Impedance controlled gripper
Good practical results can be achieved for robotic grippers by combining simple position control with limiting the maximum torque the motors can exert. Like its fully deformable soft-robotic equivalent, an impedance controlled gripper can conform to an object and make up for inaccuracies in perception.

Torque-based sensing at finger joints could be augmented by tactile sensors that measure pressure and are strategically placed across the gripper. Tactile sensors on the palm and the tip might help to differentiate whether finger motion was inhibited by running into an obstacle or by making contact with the object of interest. Tactile sensors also directly complement vision sensors by determining when contact was made, thereby improving object pose estimation, and where in the hand an object was grasped.

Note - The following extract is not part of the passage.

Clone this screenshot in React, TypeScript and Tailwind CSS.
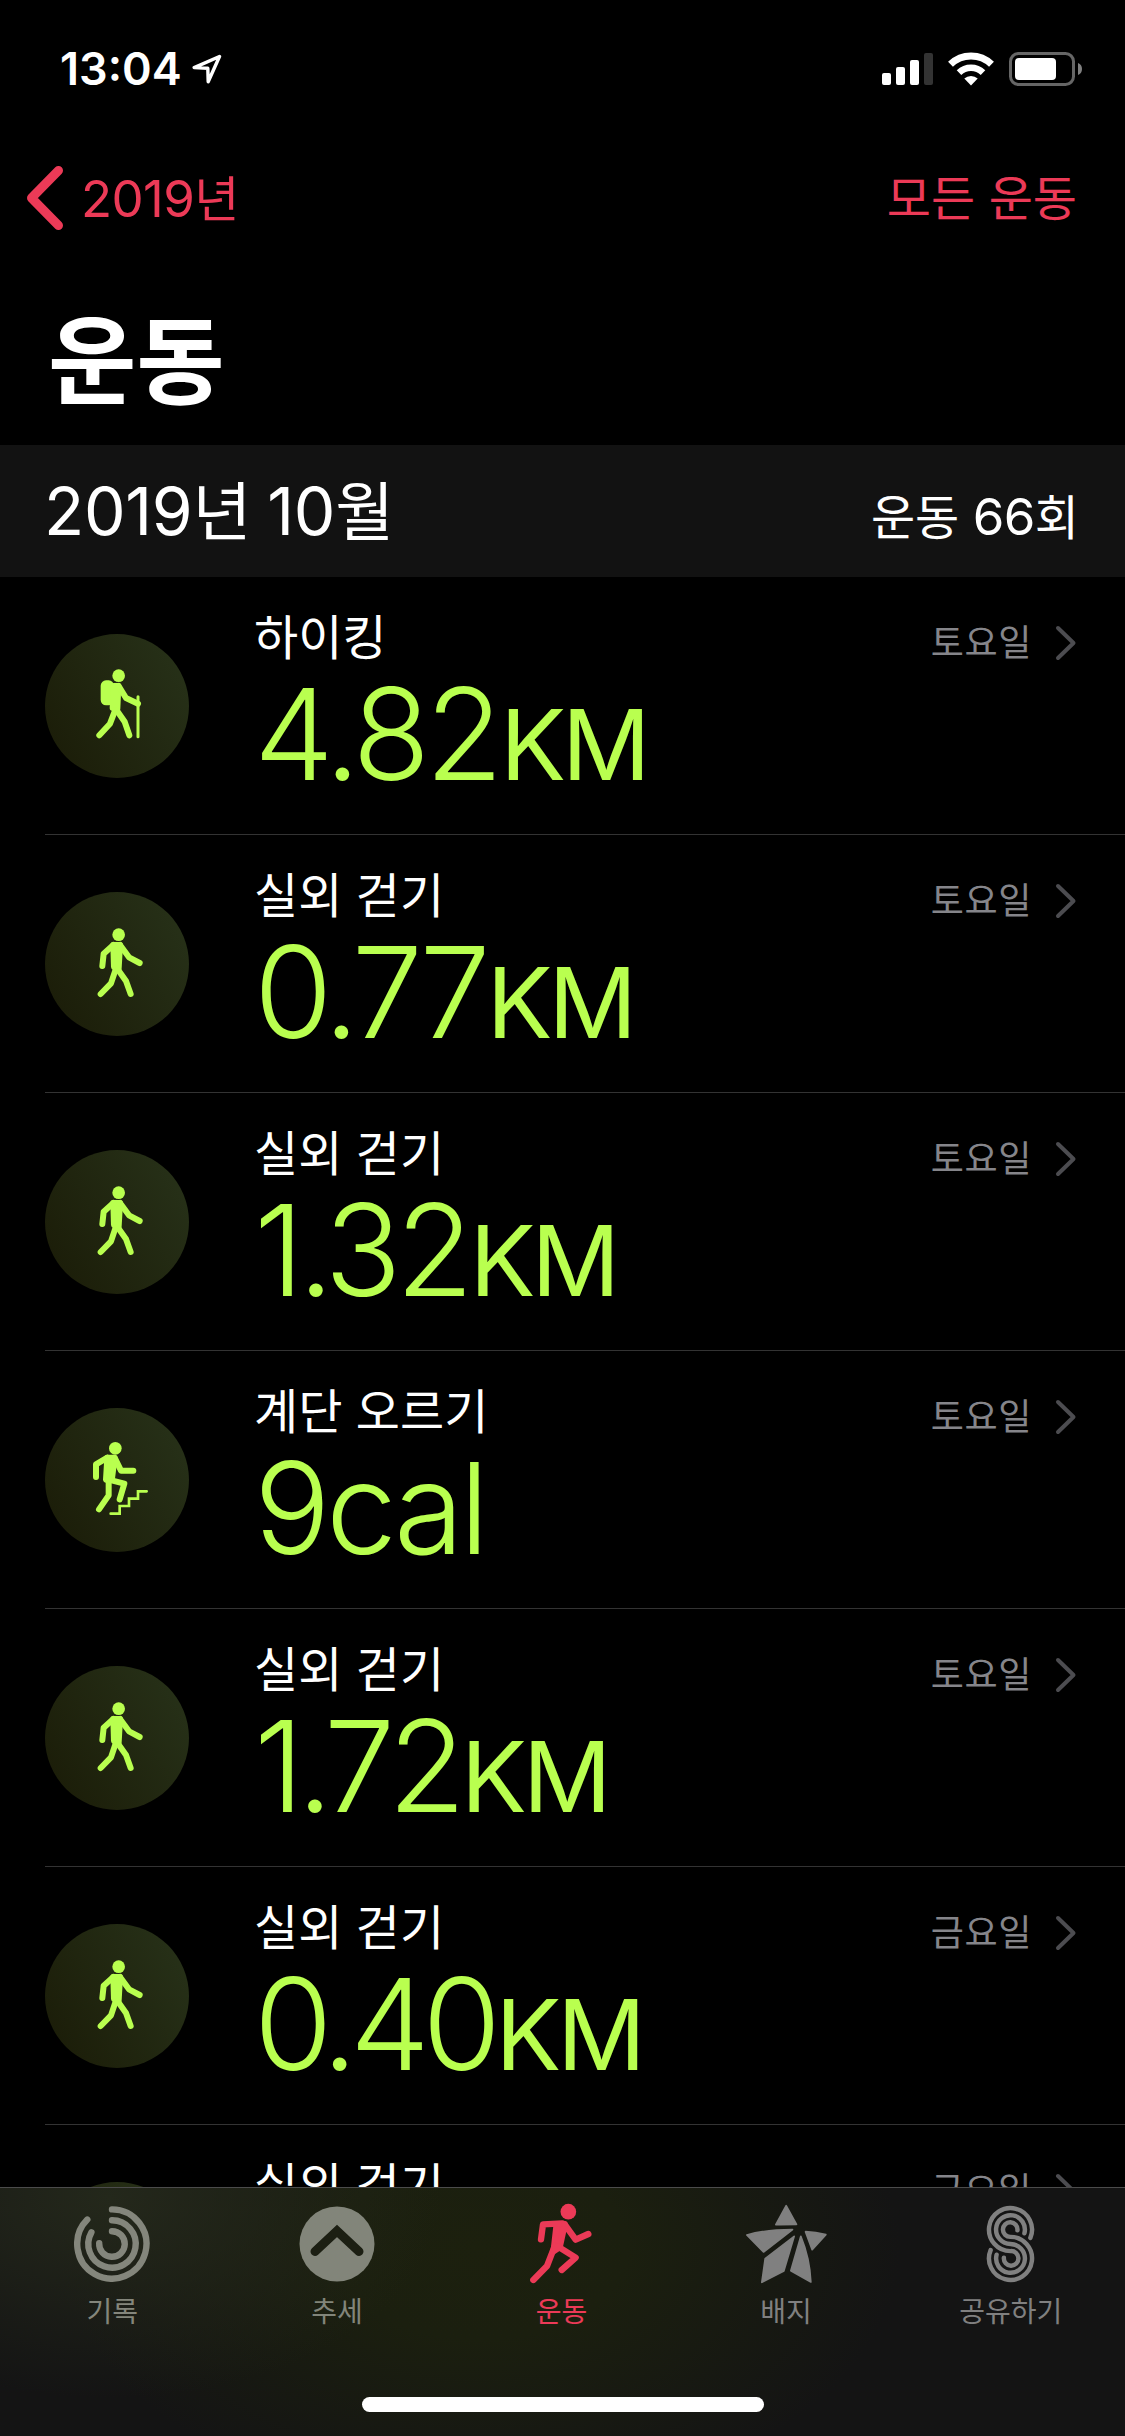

Recent advances in 3D perception, however, bring us closer to general manipulation than ever before. 3D sensors such as the Intel RealSense are able to perceive objects as close as 11cm from the camera at accuracies that allow to make out very small items such as M3 screws, and integrated solutions have become commercially available, with my lab’s spin-off Robotic Materials Inc. just releasing a beta version of its hand.

It is the interplay of accurate 3D perception, impedance control for gentle interaction with the environment, and the various ways of tactile sensing to assess grasp success that now can enable robust mobile manipulation in uncertain environments.

Despite their impressive enabling capability for general manipulation, 3D perception, impedance control, and tactile sensing are at odds with the prevailing industrial paradigm of specialized manipulation solutions.

[Therefore], the drivers for ‘general manipulation’ will be SMEs who are working on a large variety of products with small numbers, and larger corporate players who want to differentiate their products with faster production cycles and higher degrees of customization.